Cooling interest rates have opened a path for potential buyers heading into 2024, sparking “cautious optimism” for housing professionals.
First American’s Potential Home Sales Model for November 2023 saw its biggest monthly increase since December 2022, up 1.3%. That translates to 5.30 million potential existing home sales at a seasonally adjusted annualized rate.
The Potential Home Sales Model measures what the healthy level of home sales should be based on economic, demographic, and housing market fundamentals.
First American Chief Economist Mark Fleming says mortgage rate declines in November fueled the data.
Mortgage rates dipped below 7% for the first time since August last week after the Federal Reserve set the stage for rate cuts in the coming year.
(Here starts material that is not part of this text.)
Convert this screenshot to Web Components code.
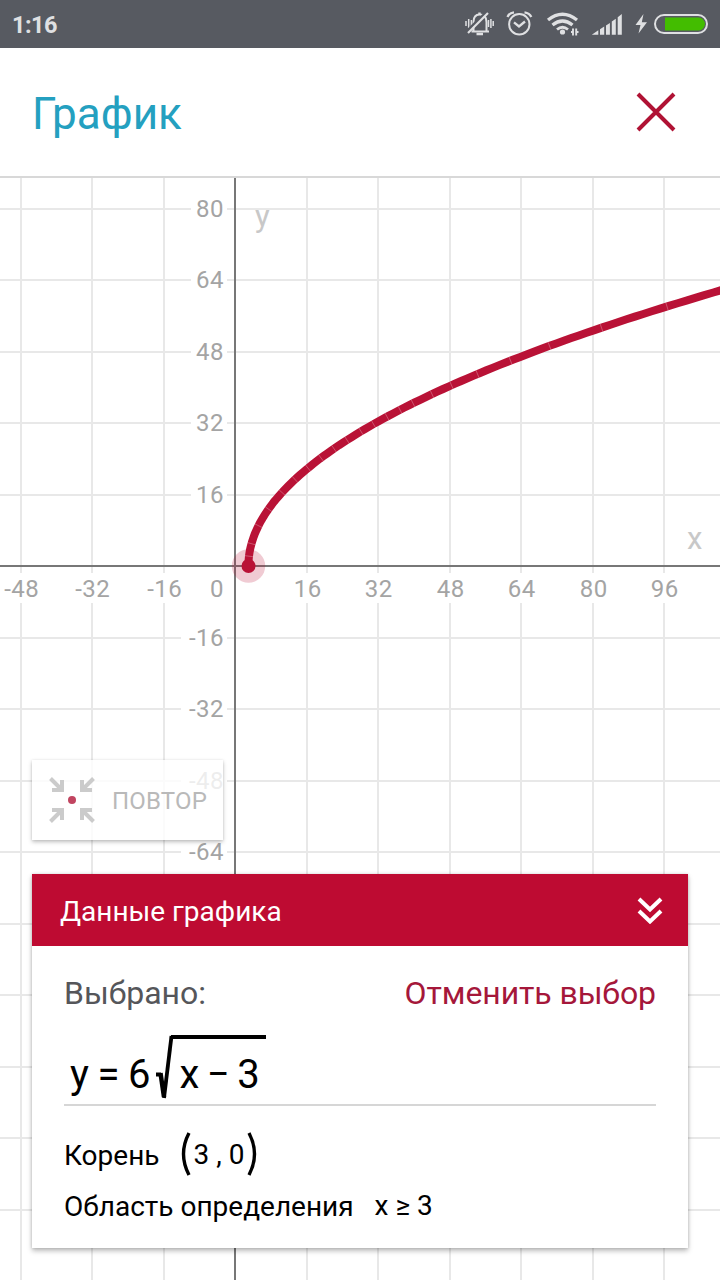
<!DOCTYPE html>
<html lang="ru">
<head>
<meta charset="utf-8">
<title>График</title>
<style>
    body {
        margin: 0;
        width: 720px;
        height: 1280px;
        overflow: hidden;
        background: #fff;
        font-family: Roboto, "Noto Sans", sans-serif;
    }
</style>
</head>
<body>
<graph-screen>
    <status-bar slot="status" time="1:16"></status-bar>
    <page-header slot="header">График</page-header>
    <graph-plot slot="plot"></graph-plot>
    <repeat-button slot="overlay">ПОВТОР</repeat-button>
    <data-panel slot="overlay" panel-title="Данные графика">
        <selected-row label="Выбрано:" action="Отменить выбор"></selected-row>
        <math-formula></math-formula>
        <data-row label="Корень"><math-point x="3" y="0"></math-point></data-row>
        <data-row label="Область определения"><math-relation left="x" sign="≥" right="3"></math-relation></data-row>
    </data-panel>
</graph-screen>

<script>
class GraphScreen extends HTMLElement {
    constructor() {
        super()
        this.attachShadow({ mode: 'open' })
        this.shadowRoot.innerHTML = `
        <style>
        :host{
            display: flex;
            flex-direction: column;
            width: 720px;
            height: 1280px;
        }
        .stage{
            flex: 1;
            display: grid;
            min-height: 0;
        }
        .plot, .overlay{
            grid-area: 1 / 1;
            min-height: 0;
        }
        .overlay{
            display: flex;
            flex-direction: column;
            justify-content: flex-end;
            align-items: flex-start;
            gap: 34px;
            padding: 0 32px 32px;
        }
        </style>
        <slot name="status"></slot>
        <slot name="header"></slot>
        <div class="stage">
            <div class="plot"><slot name="plot"></slot></div>
            <div class="overlay"><slot name="overlay"></slot></div>
        </div>
        `
    }
}
customElements.define("graph-screen", GraphScreen)

class StatusBar extends HTMLElement {
    constructor() {
        super()
        this.attachShadow({ mode: 'open' })
        this.shadowRoot.innerHTML = `
        <style>
        :host{
            display: flex;
            justify-content: space-between;
            align-items: center;
            box-sizing: border-box;
            height: 48px;
            padding-left: 12px;
            background: #575a61;
            color: #dfe0e2;
        }
        span{
            font-size: 23.5px;
            font-weight: 700;
            line-height: 28px;
            letter-spacing: -.5px;
            padding-top: 2px;
        }
        svg{ display: block; }
        </style>
        <span></span>
        <svg width="260" height="48" viewBox="460 0 260 48" fill="none" stroke="#dfe0e2" stroke-width="2">
            <!-- muted bell -->
            <path d="M471.500 31.500H489M473.500 31V22Q473.500 14.500 479.500 14.500Q486.500 14.500 486.500 22V31.500"/>
            <path d="M479.500 12.500V14.500M476.500 34H483" stroke-width="2.4"/>
            <path d="M466 21V26M468.700 19V28M471.400 20V27M488.500 20V27M490.900 19V28M493.200 21V26" stroke-width="1.5"/>
            <path d="M466.500 31.500L487 11.500" stroke="#575a61" stroke-width="2.500"/>
            <path d="M468 33L488 13" stroke-width="2.200"/>
            <!-- alarm -->
            <circle cx="519.300" cy="24.300" r="10.200"/>
            <path d="M514 22.300L519 26.500L525 21.500" stroke-width="2.300"/>
            <path d="M507.500 17Q509 13 514 12.300M524.500 12.300Q529.500 13 531.300 17" stroke-width="2.300"/>
            <!-- wifi -->
            <path d="M548 20Q562.500 8.500 577 20" stroke-width="3.300"/>
            <path d="M552.500 25Q562.500 17 572.500 25" stroke-width="3.300"/>
            <path d="M557 29.500Q562.500 25 568 29.500" stroke-width="2.800"/>
            <circle cx="562.500" cy="32" r="2.600" fill="#dfe0e2" stroke="none"/>
            <path d="M573 28.500V35.500M576.200 28.500V35.500M571 32H573M576 32H578.500" stroke-width="1.900"/>
            <!-- signal -->
            <path d="M591.800 34.700L598.300 30.300V34.700ZM600 29.300L604.200 26.600V34.700H600ZM606 25.400L609.900 22.900V34.700H606ZM611.800 21.500L615.800 18.800V34.700H611.800ZM617.700 17.300L621.800 14V34.700H617.700Z" fill="#dfe0e2" stroke="none"/>
            <!-- charge -->
            <path d="M643.500 14L635.500 25H640.500L638.500 33.500L647 22.300H641.800Z" fill="#dfe0e2" stroke="none"/>
            <rect x="655" y="15" width="52" height="18" rx="9"/>
            <path d="M665 17.500H698.500A6.500 6.500 0 0 1 698.500 30.500H665Z" fill="#43bd00" stroke="none"/>
        </svg>
        `
    }
    connectedCallback() {
        this.shadowRoot.querySelector('span').textContent = this.getAttribute('time')
    }
}
customElements.define("status-bar", StatusBar)

class PageHeader extends HTMLElement {
    constructor() {
        super()
        this.attachShadow({ mode: 'open' })
        this.shadowRoot.innerHTML = `
        <style>
        :host{
            display: flex;
            justify-content: space-between;
            align-items: center;
            box-sizing: border-box;
            height: 130px;
            padding: 0 44px 0 32px;
            border-bottom: 2px solid #d8d8d8;
            background: #fff;
            color: #24a0c0;
        }
        h1{
            margin: 0;
            font-size: 44px;
            font-weight: 400;
            line-height: 52px;
            padding-top: 3px;
        }
        svg{ display: block; }
        </style>
        <h1><slot></slot></h1>
        <svg width="40" height="40" fill="none" stroke="#b01234" stroke-width="4">
            <path d="M2 2L38 38M38 2L2 38"/>
        </svg>
        `
    }
}
customElements.define("page-header", PageHeader)

class GraphPlot extends HTMLElement {
    constructor() {
        super()
        this.originX = 235;
        this.originY = 566;
        this.step = 71.5;
        this.unit = this.step / 16;
        this.joints = [249, 251.5, 258.5, 268.5, 282, 295, 308, 321, 334, 347, 361, 373.5, 387, 400, 413, 432, 451.5, 477.5, 510.5, 549.5, 601.5, 667];
        this.attachShadow({ mode: 'open' })
        this.shadowRoot.innerHTML = `
        <style>
        :host{ display: block; }
        svg{ display: block; }
        .grid{ stroke: #e8e8e8; stroke-width: 2; }
        .gap{ fill: #fff; }
        .axis{ stroke: #777; stroke-width: 2; }
        .curve{ stroke: #b91236; stroke-width: 8; fill: none; }
        .joint{ stroke: #fff; stroke-opacity: .35; stroke-width: .8; }
        .num{ font-size: 24px; fill: #a4a4a4; letter-spacing: .5px; }
        .name{ font-size: 31px; fill: #c8c8c8; }
        </style>
        <svg width="720" height="1102" viewBox="0 178 720 1102">
            ${this._grid()}
            <path class="axis" d="M${this.originX} 178V1280M0 ${this.originY}H720"/>
            <text class="name" x="255" y="227">y</text>
            <text class="name" x="687" y="548.500">x</text>
            <circle cx="248.500" cy="566" r="16.700" fill="#b91236" fill-opacity=".22"/>
            <path class="curve" d="${this._curve()}"/>
            <path class="joint" d="${this._joints()}"/>
            <circle cx="248.500" cy="566" r="7" fill="#b91236"/>
        </svg>
        `
    }

    _grid() {
        let lines = '', labels = '';
        for (let i = -3; i <= 6; i++) {
            const x = Math.round(this.originX + i * this.step);
            if (i == 0) continue;
            lines += `<path class="grid" d="M${x} 178V1280"/><rect class="gap" x="${x - 8}" y="573" width="16" height="30"/>`
            labels += `<text class="num" x="${x + 0.8}" y="597" text-anchor="middle">${i * 16}</text>`
        }
        for (let i = 5; i >= -9; i--) {
            const y = Math.round(this.originY - i * this.step);
            if (i == 0) continue;
            const left = i > 0 ? 191 : 181;
            lines += `<path class="grid" d="M0 ${y}H${left}M227 ${y}H720"/>`
            // the lower ones are covered by the data panel
            if (i >= -4) labels += `<text class="num" x="224" y="${y + 8}" text-anchor="end">${i * 16}</text>`
        }
        labels += `<text class="num" x="224" y="597" text-anchor="end">0</text>`
        return lines + labels
    }

    // y = 6 * sqrt(x - 3)
    _curve() {
        let d = '';
        for (let t = 0; t <= 10.6; t += 0.1) {
            const x = this.originX + (3 + t * t) * this.unit;
            const y = this.originY - 6 * t * this.unit;
            d += `${d ? 'L' : 'M'}${x.toFixed(1)} ${y.toFixed(1)}`
        }
        return d
    }

    _joints() {
        return this.joints.map(px => {
            const t = Math.sqrt((px - this.originX) / this.unit - 3);
            const y = this.originY - 6 * t * this.unit;
            // the tangent is (2t, -6), so the normal is (6, 2t)
            const len = Math.hypot(6, 2 * t);
            const nx = 6 / len * 4, ny = 2 * t / len * 4;
            return `M${(px - nx).toFixed(1)} ${(y - ny).toFixed(1)}L${(px + nx).toFixed(1)} ${(y + ny).toFixed(1)}`
        }).join('')
    }
}
customElements.define("graph-plot", GraphPlot)

class RepeatButton extends HTMLElement {
    constructor() {
        super()
        this.attachShadow({ mode: 'open' })
        this.shadowRoot.innerHTML = `
        <style>
        :host{
            display: flex;
            align-items: center;
            box-sizing: border-box;
            width: 191px;
            height: 80px;
            padding: 0 0 0 16px;
            gap: 16px;
            background: rgba(255,255,255,.8);
            box-shadow: 0 2px 4px rgba(0,0,0,.25), 0 0 2px rgba(0,0,0,.08);
            color: #b9b9b9;
            font-size: 24px;
            line-height: 30px;
            letter-spacing: .2px;
        }
        svg{ display: block; flex: none; }
        span{ padding-top: 2px; }
        </style>
        <svg width="48" height="48" viewBox="0 0 48 48" fill="none" stroke="#cbcbcb" stroke-width="4">
            <path d="M2.500 2.500L14 14M4 14H16M14 16V4"/>
            <path d="M45.500 2.500L34 14M44 14H32M34 16V4"/>
            <path d="M2.500 45.500L14 34M4 34H16M14 32V44"/>
            <path d="M45.500 45.500L34 34M44 34H32M34 32V44"/>
            <circle cx="24" cy="24" r="4" fill="#c14560" stroke="none"/>
        </svg>
        <span><slot></slot></span>
        `
    }
}
customElements.define("repeat-button", RepeatButton)

class DataPanel extends HTMLElement {
    constructor() {
        super()
        this.attachShadow({ mode: 'open' })
        this.shadowRoot.innerHTML = `
        <style>
        :host{
            display: block;
            width: 656px;
            height: 374px;
            background: #fff;
            box-shadow: 0 3px 5px rgba(0,0,0,.26), 0 0 3px rgba(0,0,0,.15);
        }
        header{
            display: flex;
            justify-content: space-between;
            align-items: center;
            box-sizing: border-box;
            height: 72px;
            padding: 0 24px 0 28px;
            background: #be0b32;
            color: #fff;
            font-size: 28px;
            line-height: 34px;
        }
        span{ padding-top: 4px; }
        .body{ padding: 0 32px; }
        </style>
        <header>
            <span></span>
            <svg width="28" height="28" fill="none" stroke="#fff" stroke-width="4">
                <path d="M3 3L14 13.500L25 3M3 15L14 25.500L25 15"/>
            </svg>
        </header>
        <div class="body"><slot></slot></div>
        `
    }
    connectedCallback() {
        this.shadowRoot.querySelector('span').textContent = this.getAttribute('panel-title')
    }
}
customElements.define("data-panel", DataPanel)

class SelectedRow extends HTMLElement {
    constructor() {
        super()
        this.attachShadow({ mode: 'open' })
        this.shadowRoot.innerHTML = `
        <style>
        :host{
            display: flex;
            justify-content: space-between;
            padding-top: 28px;
            font-size: 32px;
            line-height: 38px;
        }
        .label{ color: #55565a; }
        .action{ color: #a5173a; letter-spacing: -.1px; }
        </style>
        <span class="label"></span>
        <span class="action"></span>
        `
    }
    connectedCallback() {
        this.shadowRoot.querySelector('.label').textContent = this.getAttribute('label')
        this.shadowRoot.querySelector('.action').textContent = this.getAttribute('action')
    }
}
customElements.define("selected-row", SelectedRow)

class MathFormula extends HTMLElement {
    constructor() {
        super()
        this.attachShadow({ mode: 'open' })
        this.shadowRoot.innerHTML = `
        <style>
        :host{
            display: flex;
            box-sizing: border-box;
            height: 94px;
            padding: 23px 0 0 6px;
            border-bottom: 2px solid #d6d6d6;
            color: #000;
            font-size: 40px;
            line-height: 47px;
        }
        .left{ padding-top: 16px; white-space: pre; word-spacing: -1.3px; }
        svg{ display: block; flex: none; margin-left: 5px; }
        .under{
            height: 47px;
            margin-left: -3px;
            padding: 12px 6px 0 9px;
            border-top: 4px solid #000;
            white-space: pre;
            word-spacing: -2.5px;
        }
        </style>
        <span class="left">y = 6</span>
        <svg width="18" height="64" fill="none" stroke="#000">
            <path d="M0 39.500H5" stroke-width="4"/>
            <path d="M4.500 38L8 62" stroke-width="4.500"/>
            <path d="M8 63L15.500 1" stroke-width="3.800"/>
        </svg>
        <span class="under">x − 3</span>
        `
    }
}
customElements.define("math-formula", MathFormula)

class DataRow extends HTMLElement {
    constructor() {
        super()
        this.attachShadow({ mode: 'open' })
        this.shadowRoot.innerHTML = `
        <style>
        :host{
            display: flex;
            align-items: center;
            gap: 21px;
            height: 51px;
            color: #000;
            font-size: 28px;
            line-height: 34px;
        }
        :host(:first-of-type){ padding-top: 24px; }
        </style>
        <span></span>
        <slot></slot>
        `
    }
    connectedCallback() {
        this.shadowRoot.querySelector('span').textContent = this.getAttribute('label')
    }
}
customElements.define("data-row", DataRow)

class MathPoint extends HTMLElement {
    constructor() {
        super()
        this.attachShadow({ mode: 'open' })
        this.shadowRoot.innerHTML = `
        <style>
        :host{ display: flex; align-items: center; gap: 3px; }
        svg{ display: block; margin-bottom: 3px; }
        span{ white-space: pre; padding-bottom: 2px; }
        </style>
        <svg width="10" height="44" fill="none" stroke="#000" stroke-width="3.400"><path d="M8 1Q-3 22 8 43"/></svg>
        <span></span>
        <svg width="10" height="44" fill="none" stroke="#000" stroke-width="3.400"><path d="M2 1Q13 22 2 43"/></svg>
        `
    }
    connectedCallback() {
        this.shadowRoot.querySelector('span').textContent = this.getAttribute('x') + ' , ' + this.getAttribute('y')
    }
}
customElements.define("math-point", MathPoint)

class MathRelation extends HTMLElement {
    constructor() {
        super()
        this.attachShadow({ mode: 'open' })
        this.shadowRoot.innerHTML = `
        <style>
        :host{ display: block; padding-bottom: 2px; }
        </style>
        <span></span>
        `
    }
    connectedCallback() {
        this.shadowRoot.querySelector('span').textContent =
            ['left', 'sign', 'right'].map(name => this.getAttribute(name)).join(' ')
    }
}
customElements.define("math-relation", MathRelation)
</script>
</body>
</html>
That decline, holding November’s median household income constant, gave homebuyers an approximately $13,000 boost in house-buying power, FirstAm noted.
Purchase applications rose at the same time interest rates fell, indicating that affordability-minded buyers are paying close attention to the market and moving fast to snap up better rates.
“Heading into 2024, existing-home sales may continue to drift higher if mortgage rates fall further or stabilize,” Fleming said. “However, it’s unlikely that existing-home sales will increase dramatically, as the bulk of existing homeowners will remain rate locked-in, even if rates drift closer to 6%.”
Even as purchase applications are rising, they remain constrained compared to refinances, which have pushed overall application data up over the last several weeks. Inventory improved in November but new listings remain 14% below pre-pandemic norms.